Copy, exactly and only, the lines from the one with "Write a component" up to and including the one with "const fonts = ['Aqua", leaving pictures out.

[Excerpt from a dataset]
____________

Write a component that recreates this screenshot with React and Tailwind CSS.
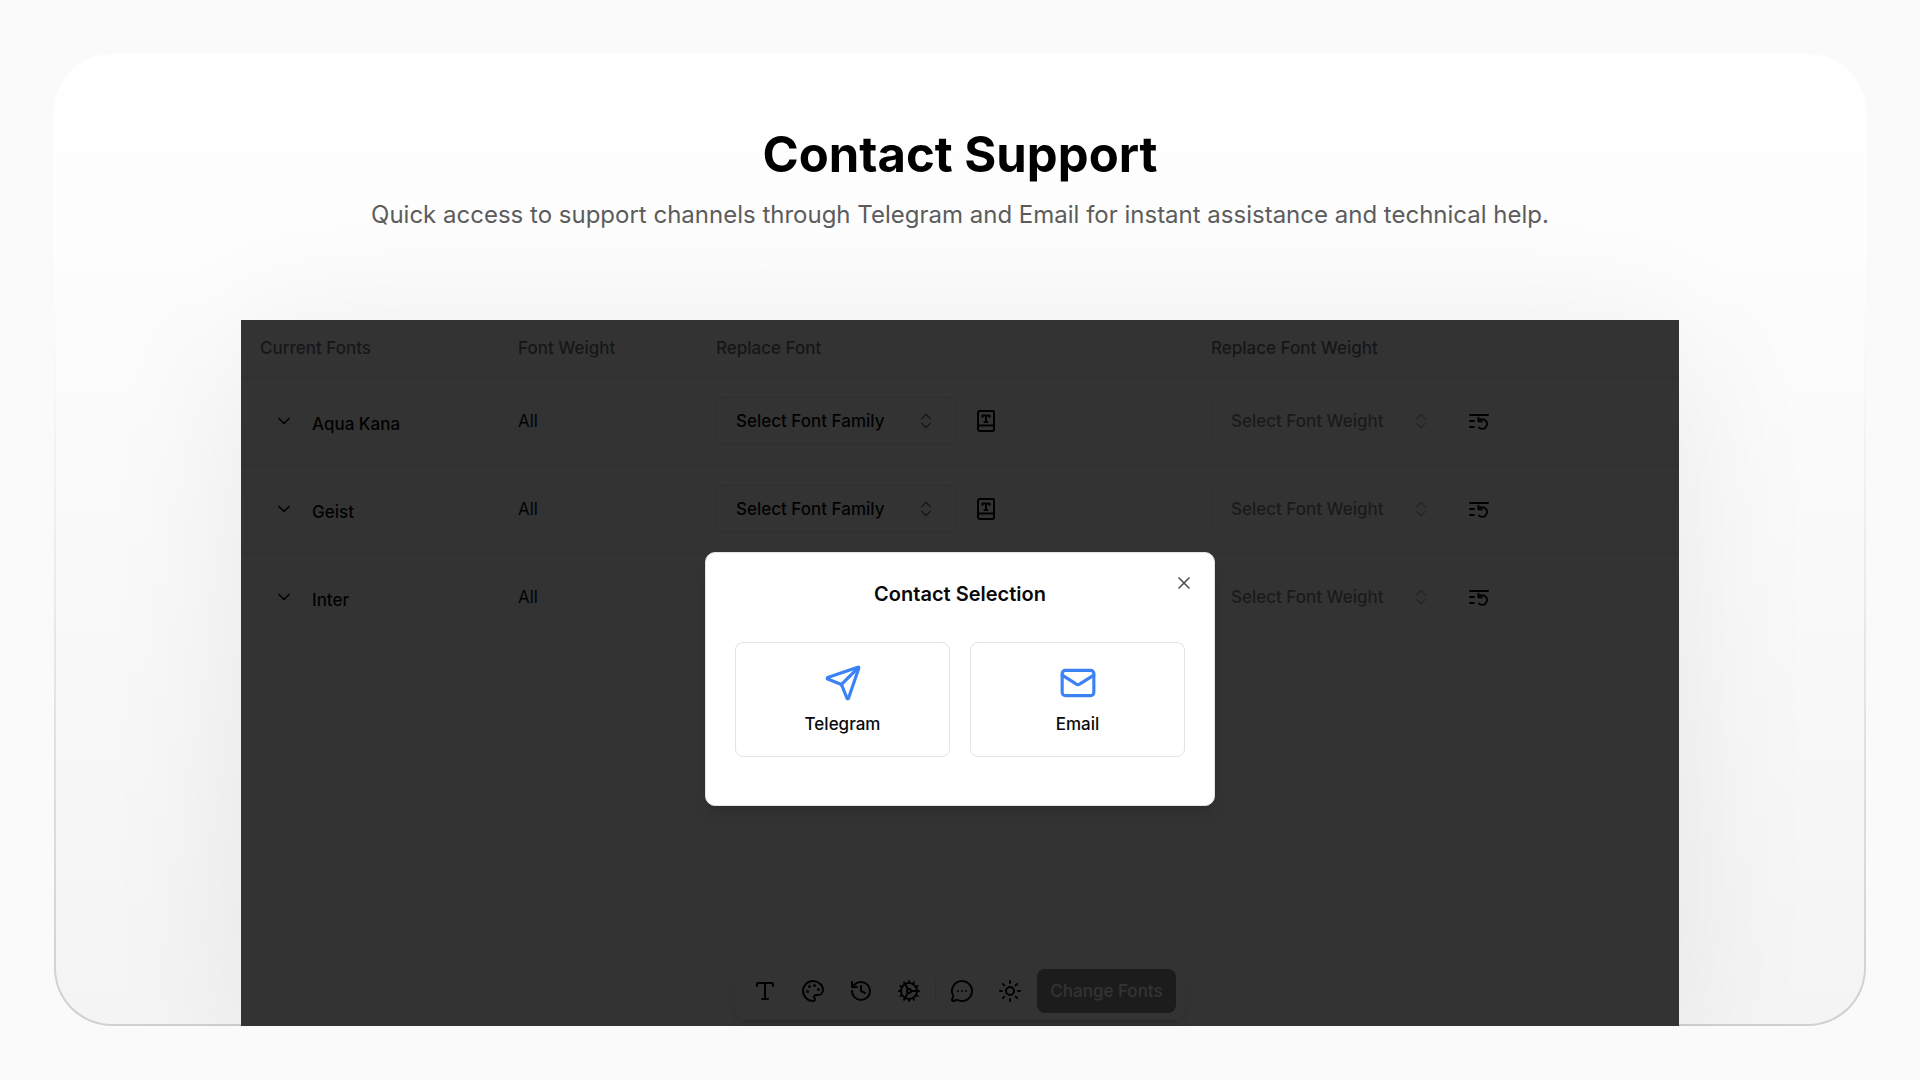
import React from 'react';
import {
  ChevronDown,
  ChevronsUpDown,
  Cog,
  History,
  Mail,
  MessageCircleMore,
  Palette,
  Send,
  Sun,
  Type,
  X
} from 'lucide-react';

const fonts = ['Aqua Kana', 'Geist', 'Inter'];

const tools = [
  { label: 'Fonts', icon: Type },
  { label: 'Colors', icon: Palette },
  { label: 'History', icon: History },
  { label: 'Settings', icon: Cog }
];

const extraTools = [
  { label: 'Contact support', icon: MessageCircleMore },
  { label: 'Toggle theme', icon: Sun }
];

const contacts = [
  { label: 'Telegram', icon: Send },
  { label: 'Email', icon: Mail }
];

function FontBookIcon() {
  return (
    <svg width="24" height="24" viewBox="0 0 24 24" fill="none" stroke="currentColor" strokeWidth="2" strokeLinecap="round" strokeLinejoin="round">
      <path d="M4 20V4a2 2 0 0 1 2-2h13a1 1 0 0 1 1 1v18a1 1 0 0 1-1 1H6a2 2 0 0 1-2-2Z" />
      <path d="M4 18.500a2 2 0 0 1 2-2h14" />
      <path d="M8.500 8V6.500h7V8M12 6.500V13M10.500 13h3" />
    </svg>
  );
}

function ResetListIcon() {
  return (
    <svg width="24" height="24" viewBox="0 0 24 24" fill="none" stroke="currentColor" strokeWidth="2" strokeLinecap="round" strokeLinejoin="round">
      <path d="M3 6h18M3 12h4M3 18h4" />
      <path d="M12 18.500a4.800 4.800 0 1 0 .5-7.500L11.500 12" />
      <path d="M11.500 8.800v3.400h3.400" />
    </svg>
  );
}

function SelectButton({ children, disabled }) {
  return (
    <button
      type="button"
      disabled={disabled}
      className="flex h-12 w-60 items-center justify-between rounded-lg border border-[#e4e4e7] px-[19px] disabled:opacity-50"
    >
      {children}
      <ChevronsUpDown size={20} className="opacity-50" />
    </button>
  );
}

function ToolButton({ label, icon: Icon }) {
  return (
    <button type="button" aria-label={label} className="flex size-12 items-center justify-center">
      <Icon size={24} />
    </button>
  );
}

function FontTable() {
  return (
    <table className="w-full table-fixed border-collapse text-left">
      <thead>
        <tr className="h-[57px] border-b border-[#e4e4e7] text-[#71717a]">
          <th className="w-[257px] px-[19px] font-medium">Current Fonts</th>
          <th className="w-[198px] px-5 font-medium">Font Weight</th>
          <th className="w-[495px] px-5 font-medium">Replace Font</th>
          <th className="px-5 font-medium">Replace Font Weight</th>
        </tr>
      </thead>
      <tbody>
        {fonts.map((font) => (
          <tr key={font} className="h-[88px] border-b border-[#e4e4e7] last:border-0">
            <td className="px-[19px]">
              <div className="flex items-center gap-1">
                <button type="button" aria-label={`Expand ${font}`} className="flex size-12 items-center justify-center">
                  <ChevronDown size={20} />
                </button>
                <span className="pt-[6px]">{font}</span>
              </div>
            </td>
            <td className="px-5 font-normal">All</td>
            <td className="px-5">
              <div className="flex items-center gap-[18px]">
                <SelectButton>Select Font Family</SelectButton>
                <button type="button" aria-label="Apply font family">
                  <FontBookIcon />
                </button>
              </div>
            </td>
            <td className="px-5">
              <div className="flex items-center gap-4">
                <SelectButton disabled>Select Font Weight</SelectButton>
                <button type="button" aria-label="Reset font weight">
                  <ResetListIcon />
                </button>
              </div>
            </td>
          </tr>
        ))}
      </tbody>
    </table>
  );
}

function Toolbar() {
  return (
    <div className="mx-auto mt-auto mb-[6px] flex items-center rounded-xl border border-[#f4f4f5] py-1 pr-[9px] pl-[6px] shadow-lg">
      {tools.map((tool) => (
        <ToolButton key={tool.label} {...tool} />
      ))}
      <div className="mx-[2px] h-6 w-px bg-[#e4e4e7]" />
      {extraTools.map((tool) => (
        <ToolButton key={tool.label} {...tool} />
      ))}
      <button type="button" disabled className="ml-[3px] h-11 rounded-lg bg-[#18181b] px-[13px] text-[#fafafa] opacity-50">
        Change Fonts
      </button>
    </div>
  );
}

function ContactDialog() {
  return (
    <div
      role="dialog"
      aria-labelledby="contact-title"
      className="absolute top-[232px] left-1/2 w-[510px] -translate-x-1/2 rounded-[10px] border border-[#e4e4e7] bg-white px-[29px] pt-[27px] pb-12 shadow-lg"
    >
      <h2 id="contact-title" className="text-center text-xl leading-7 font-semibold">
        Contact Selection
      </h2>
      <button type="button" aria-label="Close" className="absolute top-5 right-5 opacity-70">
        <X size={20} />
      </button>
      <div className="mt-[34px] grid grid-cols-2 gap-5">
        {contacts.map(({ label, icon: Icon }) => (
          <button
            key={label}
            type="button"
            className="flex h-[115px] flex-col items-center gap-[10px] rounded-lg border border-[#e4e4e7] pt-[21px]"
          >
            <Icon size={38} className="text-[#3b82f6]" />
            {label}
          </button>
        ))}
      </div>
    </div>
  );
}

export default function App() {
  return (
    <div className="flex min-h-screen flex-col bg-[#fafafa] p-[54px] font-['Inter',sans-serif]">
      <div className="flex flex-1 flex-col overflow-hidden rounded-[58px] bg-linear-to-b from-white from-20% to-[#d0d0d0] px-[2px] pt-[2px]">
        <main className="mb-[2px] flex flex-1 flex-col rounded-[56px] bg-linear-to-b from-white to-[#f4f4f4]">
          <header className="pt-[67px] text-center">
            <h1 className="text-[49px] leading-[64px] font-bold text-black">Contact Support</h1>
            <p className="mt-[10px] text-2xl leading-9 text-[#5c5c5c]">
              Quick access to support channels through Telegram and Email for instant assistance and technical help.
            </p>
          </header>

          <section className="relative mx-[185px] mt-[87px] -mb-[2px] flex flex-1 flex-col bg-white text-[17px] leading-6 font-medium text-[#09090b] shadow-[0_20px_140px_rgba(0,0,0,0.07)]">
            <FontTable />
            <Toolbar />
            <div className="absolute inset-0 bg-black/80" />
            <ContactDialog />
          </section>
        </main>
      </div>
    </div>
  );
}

____________

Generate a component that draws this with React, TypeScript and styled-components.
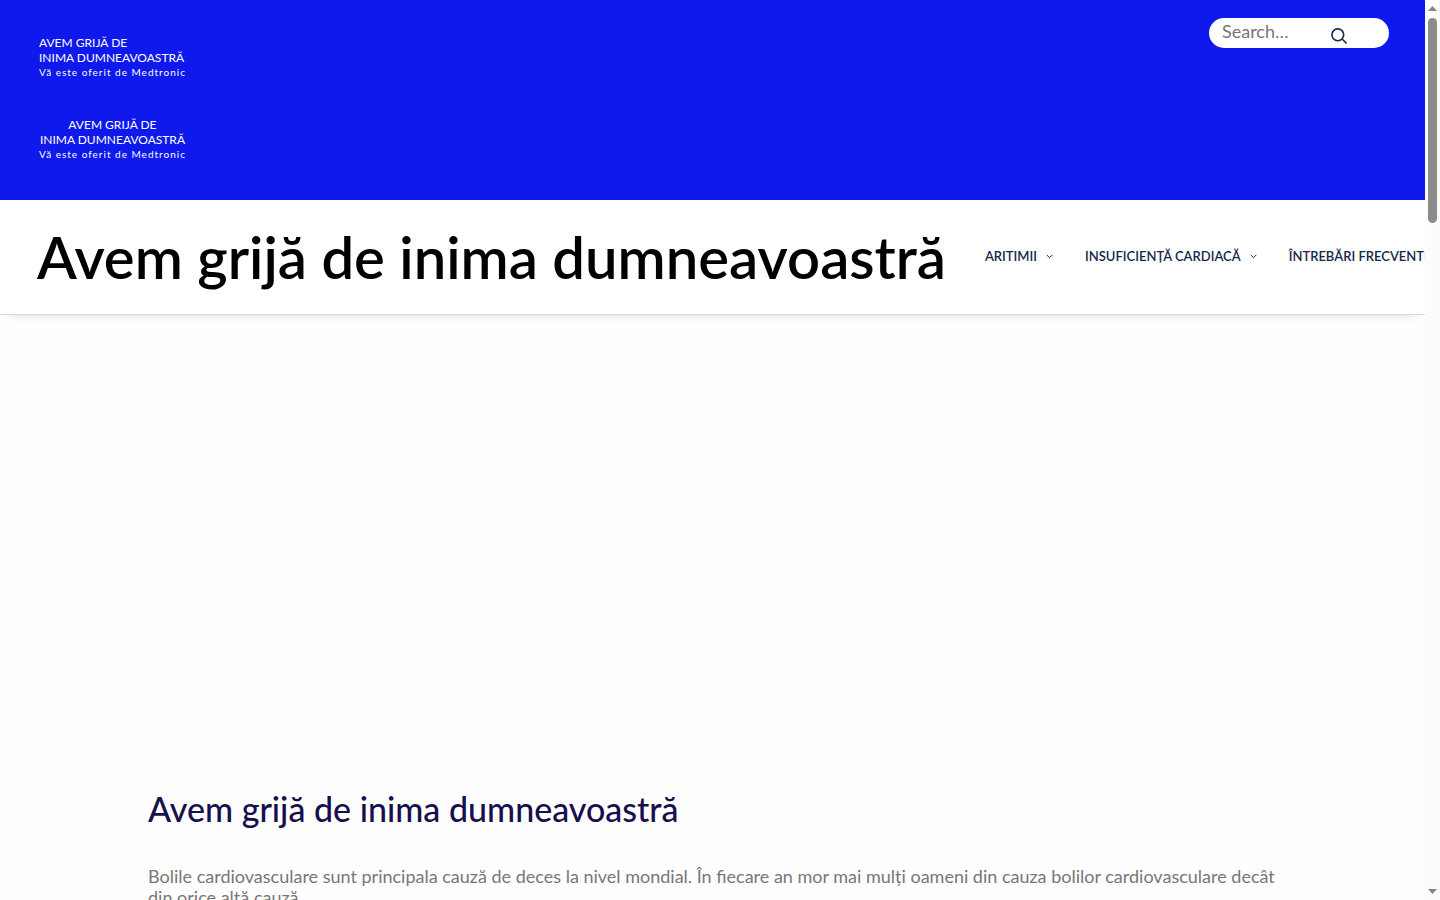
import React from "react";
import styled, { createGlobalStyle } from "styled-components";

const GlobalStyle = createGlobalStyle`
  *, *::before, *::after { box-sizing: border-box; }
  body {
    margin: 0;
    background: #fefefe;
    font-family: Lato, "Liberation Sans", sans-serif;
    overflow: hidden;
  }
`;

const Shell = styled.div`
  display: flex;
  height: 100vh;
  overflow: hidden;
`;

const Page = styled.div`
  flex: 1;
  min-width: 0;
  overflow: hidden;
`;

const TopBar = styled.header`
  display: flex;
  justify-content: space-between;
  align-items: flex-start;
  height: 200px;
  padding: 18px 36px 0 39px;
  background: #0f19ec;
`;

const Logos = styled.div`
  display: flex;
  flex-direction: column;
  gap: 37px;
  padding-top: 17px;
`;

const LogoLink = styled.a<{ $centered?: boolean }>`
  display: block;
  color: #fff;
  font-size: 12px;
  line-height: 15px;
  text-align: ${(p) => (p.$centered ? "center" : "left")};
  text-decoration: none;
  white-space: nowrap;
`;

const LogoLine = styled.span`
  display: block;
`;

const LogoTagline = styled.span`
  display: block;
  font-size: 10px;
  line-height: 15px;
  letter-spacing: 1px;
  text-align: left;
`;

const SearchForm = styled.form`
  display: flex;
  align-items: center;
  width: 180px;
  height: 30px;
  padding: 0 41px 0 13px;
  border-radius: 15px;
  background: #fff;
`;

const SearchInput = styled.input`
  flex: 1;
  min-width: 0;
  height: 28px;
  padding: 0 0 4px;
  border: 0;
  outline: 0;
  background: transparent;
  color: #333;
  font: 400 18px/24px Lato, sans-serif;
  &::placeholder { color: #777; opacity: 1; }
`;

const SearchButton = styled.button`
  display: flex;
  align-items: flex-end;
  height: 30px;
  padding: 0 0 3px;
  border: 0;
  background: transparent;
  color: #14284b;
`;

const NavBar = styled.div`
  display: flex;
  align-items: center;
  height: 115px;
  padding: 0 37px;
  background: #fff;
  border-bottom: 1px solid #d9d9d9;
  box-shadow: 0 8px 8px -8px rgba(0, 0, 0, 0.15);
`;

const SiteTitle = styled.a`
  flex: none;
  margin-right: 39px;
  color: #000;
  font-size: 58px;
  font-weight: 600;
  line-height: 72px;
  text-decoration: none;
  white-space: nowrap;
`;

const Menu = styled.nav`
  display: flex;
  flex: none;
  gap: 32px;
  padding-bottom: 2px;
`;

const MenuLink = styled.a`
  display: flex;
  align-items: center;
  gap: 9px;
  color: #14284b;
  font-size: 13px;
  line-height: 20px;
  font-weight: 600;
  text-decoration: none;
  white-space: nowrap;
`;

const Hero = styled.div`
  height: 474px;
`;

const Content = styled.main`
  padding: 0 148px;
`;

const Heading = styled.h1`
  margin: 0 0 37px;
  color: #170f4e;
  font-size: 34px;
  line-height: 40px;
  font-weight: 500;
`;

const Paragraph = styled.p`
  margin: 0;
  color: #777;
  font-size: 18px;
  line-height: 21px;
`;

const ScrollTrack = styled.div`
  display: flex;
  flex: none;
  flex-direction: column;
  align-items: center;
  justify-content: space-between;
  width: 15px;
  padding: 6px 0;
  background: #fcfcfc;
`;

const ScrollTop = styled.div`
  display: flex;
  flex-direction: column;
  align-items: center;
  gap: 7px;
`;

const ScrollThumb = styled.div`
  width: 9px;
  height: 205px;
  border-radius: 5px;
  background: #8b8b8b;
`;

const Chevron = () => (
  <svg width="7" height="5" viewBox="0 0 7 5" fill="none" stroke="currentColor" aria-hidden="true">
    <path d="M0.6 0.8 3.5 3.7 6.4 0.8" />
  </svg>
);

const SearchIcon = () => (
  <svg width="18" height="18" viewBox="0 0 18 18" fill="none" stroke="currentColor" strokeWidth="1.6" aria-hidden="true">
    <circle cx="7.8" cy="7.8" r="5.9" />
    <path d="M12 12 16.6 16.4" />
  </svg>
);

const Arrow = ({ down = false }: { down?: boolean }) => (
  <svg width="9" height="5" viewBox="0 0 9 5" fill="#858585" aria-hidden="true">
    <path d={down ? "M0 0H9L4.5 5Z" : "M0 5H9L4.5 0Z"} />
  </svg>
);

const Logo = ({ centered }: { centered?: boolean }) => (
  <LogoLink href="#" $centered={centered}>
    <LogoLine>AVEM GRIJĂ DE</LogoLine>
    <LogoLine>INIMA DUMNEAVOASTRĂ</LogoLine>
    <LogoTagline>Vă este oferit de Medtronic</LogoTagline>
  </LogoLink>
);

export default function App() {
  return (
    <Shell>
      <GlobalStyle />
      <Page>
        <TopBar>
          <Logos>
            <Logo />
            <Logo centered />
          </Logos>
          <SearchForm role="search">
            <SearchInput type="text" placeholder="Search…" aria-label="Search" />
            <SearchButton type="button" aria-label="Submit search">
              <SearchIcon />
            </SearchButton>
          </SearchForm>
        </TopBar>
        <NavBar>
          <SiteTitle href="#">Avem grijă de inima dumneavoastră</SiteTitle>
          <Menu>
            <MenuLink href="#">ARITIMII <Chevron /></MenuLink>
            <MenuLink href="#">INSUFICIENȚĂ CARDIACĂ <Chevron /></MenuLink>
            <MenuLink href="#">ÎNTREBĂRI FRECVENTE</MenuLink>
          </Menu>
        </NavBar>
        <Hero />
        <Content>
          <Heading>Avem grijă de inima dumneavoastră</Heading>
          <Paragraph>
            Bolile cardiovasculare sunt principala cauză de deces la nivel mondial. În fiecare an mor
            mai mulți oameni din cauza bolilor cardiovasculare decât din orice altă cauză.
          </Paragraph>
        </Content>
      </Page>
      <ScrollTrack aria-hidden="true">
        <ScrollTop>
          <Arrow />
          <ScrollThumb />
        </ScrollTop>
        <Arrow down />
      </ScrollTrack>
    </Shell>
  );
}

____________

### Full output
Write a component that recreates this screenshot with React and Tailwind CSS.
import React from 'react';
import {
  ChevronDown,
  ChevronsUpDown,
  Cog,
  History,
  Mail,
  MessageCircleMore,
  Palette,
  Send,
  Sun,
  Type,
  X
} from 'lucide-react';

const fonts = ['Aqua Kana', 'Geist', 'Inter'];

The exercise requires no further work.